Já países como o Canadá e Reino Unido devem sempre manter a inflação dentro da banda de tolerância, que varia de 1% a 3% ao ano.

Na África do Sul, o sistema de metas é focado no intervalo, e não no objetivo central — no país, a inflação deve sempre ficar entre 3% e 6%. Isso dá maior liberdade ao banco central para conseguir qualquer objetivo dentro dessa margem.

Por fim, alguns países possuem metas de inflação mais altas, como é o caso da Turquia, cuja meta é de 5% com dois pontos de tolerância. O Brasil também pode ser citado no exemplo, já que passou muito tempo com meta de 4,5%.

Juliana afirma que a política é bem sucedida em diversas economias mundo afora, e diz que o Brasil é um caso de sucesso deste tipo de programa.

“É uma política que realmente tem mostrado efeitos para conter a inflação e avanços inflacionários”, afirma.

“Por aqui, a meta deu certo e ajudou a garantir a estabilidade econômica”, acrescenta.

•        O que esperar da reunião do CMN

A respeito da reunião desta quinta-feira (28), a professora Juliana Kessler diz não acreditar que haverá mudanças na meta de inflação para este ano.

“3,25% é um valor que parece bem ajustado à realidade de países como o Brasil e, ao contrário do que muito se falou, não acho que a meta é excessivamente baixa. Temos visto essa política dar efeito agora mais do que nunca”, disse.

Além disso, ela afirma que a ata da última reunião do Comitê de Política Monetária do Banco Central (Copom) reforça essa ideia.

“Talvez isso gerasse uma incerteza muito grande, que não seria bem-vinda nesse momento em que a gente está conseguindo chegar perto de um cenário de inflação baixa e de uma taxa de juros que começa a cair”, pontua.

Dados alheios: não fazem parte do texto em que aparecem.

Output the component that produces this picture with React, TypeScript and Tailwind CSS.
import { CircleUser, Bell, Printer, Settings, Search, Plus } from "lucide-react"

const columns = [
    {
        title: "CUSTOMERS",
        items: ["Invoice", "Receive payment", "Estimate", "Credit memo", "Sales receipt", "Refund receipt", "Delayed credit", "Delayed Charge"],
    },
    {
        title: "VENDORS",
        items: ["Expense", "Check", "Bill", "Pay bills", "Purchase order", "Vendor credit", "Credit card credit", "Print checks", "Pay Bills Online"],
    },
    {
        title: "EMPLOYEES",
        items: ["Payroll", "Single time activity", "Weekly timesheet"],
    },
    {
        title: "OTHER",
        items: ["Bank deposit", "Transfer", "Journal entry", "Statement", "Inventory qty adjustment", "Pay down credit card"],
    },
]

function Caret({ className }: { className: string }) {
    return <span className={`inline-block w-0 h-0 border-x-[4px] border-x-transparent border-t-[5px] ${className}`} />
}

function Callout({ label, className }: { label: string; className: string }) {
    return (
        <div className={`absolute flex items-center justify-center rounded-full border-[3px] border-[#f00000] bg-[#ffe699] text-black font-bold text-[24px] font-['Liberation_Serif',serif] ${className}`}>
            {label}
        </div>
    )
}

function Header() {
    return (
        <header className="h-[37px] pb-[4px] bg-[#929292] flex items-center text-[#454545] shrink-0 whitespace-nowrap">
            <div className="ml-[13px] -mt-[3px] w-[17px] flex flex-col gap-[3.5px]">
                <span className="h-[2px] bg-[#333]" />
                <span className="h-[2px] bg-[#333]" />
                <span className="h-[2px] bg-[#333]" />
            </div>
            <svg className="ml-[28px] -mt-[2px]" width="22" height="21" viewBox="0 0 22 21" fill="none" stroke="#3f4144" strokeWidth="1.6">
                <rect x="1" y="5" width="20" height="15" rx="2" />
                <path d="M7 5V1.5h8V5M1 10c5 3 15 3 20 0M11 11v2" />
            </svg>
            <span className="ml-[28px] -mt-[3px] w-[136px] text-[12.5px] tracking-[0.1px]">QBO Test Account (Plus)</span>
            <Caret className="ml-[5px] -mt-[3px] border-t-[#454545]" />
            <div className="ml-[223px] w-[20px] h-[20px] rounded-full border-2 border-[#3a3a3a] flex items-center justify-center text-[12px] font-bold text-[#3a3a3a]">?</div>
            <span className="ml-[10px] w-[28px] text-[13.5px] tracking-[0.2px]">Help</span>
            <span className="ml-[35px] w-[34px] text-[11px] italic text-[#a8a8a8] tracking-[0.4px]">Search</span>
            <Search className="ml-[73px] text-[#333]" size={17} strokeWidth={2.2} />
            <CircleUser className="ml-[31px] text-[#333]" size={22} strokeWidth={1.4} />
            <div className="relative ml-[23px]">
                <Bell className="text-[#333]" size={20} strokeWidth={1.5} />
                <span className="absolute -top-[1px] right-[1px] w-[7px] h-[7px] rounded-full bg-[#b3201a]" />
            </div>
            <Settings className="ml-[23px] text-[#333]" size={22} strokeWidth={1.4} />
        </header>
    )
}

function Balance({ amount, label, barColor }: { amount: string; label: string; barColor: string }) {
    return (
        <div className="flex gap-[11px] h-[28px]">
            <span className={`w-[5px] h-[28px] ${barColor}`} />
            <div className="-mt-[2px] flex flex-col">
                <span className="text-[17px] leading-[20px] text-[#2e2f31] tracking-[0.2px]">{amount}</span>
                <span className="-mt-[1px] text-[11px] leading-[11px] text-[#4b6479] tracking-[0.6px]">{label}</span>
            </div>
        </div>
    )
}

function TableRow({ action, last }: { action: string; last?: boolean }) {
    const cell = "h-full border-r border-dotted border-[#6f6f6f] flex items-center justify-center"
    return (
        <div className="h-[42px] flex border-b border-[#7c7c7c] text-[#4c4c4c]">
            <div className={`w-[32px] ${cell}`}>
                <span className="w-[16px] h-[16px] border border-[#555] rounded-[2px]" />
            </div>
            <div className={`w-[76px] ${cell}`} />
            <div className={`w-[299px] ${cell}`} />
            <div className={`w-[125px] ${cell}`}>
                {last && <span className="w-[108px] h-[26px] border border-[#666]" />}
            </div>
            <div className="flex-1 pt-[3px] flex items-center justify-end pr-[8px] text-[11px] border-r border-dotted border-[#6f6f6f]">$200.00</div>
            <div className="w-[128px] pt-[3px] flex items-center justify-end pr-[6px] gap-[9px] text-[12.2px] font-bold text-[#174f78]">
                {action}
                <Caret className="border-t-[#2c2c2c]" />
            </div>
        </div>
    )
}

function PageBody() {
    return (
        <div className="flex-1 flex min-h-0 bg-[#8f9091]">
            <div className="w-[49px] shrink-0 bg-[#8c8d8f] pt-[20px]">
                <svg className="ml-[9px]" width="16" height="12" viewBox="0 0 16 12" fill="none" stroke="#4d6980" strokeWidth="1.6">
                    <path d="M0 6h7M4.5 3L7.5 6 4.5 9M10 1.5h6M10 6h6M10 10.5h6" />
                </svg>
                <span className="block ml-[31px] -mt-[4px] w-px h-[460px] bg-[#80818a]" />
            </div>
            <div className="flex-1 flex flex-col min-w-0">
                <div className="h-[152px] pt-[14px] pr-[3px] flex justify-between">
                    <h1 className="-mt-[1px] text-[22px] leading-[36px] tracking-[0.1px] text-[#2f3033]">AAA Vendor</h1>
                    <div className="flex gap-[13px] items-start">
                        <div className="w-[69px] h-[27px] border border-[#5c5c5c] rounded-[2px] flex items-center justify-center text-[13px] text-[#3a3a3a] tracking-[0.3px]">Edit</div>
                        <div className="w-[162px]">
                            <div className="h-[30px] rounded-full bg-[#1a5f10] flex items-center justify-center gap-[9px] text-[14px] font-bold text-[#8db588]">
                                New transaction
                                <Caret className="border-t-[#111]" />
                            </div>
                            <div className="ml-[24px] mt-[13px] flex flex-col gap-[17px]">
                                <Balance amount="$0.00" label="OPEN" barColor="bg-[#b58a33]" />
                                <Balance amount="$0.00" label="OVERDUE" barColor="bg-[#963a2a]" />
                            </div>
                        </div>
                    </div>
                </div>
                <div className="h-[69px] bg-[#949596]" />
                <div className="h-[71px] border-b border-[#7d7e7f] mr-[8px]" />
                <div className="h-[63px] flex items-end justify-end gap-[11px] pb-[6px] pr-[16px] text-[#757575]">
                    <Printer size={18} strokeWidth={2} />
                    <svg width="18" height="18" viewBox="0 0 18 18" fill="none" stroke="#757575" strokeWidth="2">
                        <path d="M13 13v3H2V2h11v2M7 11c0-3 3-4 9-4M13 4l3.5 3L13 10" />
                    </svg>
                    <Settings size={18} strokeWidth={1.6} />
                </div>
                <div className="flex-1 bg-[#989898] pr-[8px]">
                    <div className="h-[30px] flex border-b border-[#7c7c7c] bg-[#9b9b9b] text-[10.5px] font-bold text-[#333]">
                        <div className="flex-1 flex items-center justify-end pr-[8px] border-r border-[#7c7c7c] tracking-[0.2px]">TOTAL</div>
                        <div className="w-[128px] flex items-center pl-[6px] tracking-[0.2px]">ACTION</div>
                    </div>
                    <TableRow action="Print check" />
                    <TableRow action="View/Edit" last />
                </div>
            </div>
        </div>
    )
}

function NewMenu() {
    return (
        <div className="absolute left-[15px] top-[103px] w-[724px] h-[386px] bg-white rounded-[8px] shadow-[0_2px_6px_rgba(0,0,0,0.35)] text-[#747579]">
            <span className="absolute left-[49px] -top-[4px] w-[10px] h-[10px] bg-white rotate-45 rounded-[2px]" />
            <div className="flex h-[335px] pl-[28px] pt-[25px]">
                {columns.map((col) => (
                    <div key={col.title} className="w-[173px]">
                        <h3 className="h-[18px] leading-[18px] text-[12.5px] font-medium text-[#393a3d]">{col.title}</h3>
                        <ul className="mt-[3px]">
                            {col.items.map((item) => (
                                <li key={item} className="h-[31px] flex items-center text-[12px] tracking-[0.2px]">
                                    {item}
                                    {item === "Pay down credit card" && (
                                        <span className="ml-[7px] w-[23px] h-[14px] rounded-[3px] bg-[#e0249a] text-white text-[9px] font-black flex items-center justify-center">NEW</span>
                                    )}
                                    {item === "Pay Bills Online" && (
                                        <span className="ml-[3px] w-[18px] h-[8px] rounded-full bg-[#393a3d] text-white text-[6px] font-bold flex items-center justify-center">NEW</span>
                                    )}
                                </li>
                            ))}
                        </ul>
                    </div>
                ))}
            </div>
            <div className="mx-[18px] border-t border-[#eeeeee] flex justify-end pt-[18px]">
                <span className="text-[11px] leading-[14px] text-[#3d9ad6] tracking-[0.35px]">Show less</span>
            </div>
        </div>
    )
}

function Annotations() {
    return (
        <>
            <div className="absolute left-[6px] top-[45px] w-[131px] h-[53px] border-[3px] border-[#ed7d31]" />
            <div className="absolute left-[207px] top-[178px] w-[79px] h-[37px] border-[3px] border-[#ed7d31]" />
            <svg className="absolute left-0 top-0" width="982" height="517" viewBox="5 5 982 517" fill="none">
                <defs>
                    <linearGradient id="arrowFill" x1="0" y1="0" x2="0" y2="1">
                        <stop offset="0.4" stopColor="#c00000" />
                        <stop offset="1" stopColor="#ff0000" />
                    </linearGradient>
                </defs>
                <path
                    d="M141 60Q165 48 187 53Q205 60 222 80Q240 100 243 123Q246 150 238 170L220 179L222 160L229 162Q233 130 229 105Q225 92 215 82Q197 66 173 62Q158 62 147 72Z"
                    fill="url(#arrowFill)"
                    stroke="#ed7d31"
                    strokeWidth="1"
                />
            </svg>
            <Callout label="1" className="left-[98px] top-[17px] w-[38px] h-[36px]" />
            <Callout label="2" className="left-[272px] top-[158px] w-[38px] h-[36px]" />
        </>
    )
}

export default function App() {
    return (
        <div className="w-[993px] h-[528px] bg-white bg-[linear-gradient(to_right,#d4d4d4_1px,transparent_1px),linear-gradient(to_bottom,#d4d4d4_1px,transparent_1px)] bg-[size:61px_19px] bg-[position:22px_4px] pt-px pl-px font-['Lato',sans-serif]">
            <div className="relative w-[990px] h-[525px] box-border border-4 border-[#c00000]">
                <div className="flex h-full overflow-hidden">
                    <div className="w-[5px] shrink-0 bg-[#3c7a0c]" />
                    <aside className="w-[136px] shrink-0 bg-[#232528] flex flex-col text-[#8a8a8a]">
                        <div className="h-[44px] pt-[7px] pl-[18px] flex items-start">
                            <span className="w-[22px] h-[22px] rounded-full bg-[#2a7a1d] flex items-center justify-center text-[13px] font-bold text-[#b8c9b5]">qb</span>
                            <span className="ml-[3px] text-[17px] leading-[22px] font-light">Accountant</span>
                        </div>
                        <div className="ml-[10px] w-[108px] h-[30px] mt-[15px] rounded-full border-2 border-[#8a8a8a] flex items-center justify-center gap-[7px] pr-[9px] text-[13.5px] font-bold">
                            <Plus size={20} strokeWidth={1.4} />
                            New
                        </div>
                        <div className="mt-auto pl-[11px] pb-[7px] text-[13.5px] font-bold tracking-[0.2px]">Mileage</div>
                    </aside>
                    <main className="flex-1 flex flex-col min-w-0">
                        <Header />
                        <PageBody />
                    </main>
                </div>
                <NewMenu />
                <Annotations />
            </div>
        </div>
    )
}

Para o também professor de economia do Insper, Roberto Dumas, uma possível mudança na meta de inflação por parte do CMN faria com que o governo perdesse credibilidade.

“Se por acaso mudarem a meta de 3,25% para 4,25%, isso irá prejudicar a ancoragem, já que a precificação de bens e serviços foram feitas baseadas em outro valor. E se ano que vem não atingirem a meta também, vão mudar a meta de novo?”, questiona.

Dumas também acredita que uma possível solução para o CMN seria criar uma meta de inflação contínua, de pelo menos 12 meses.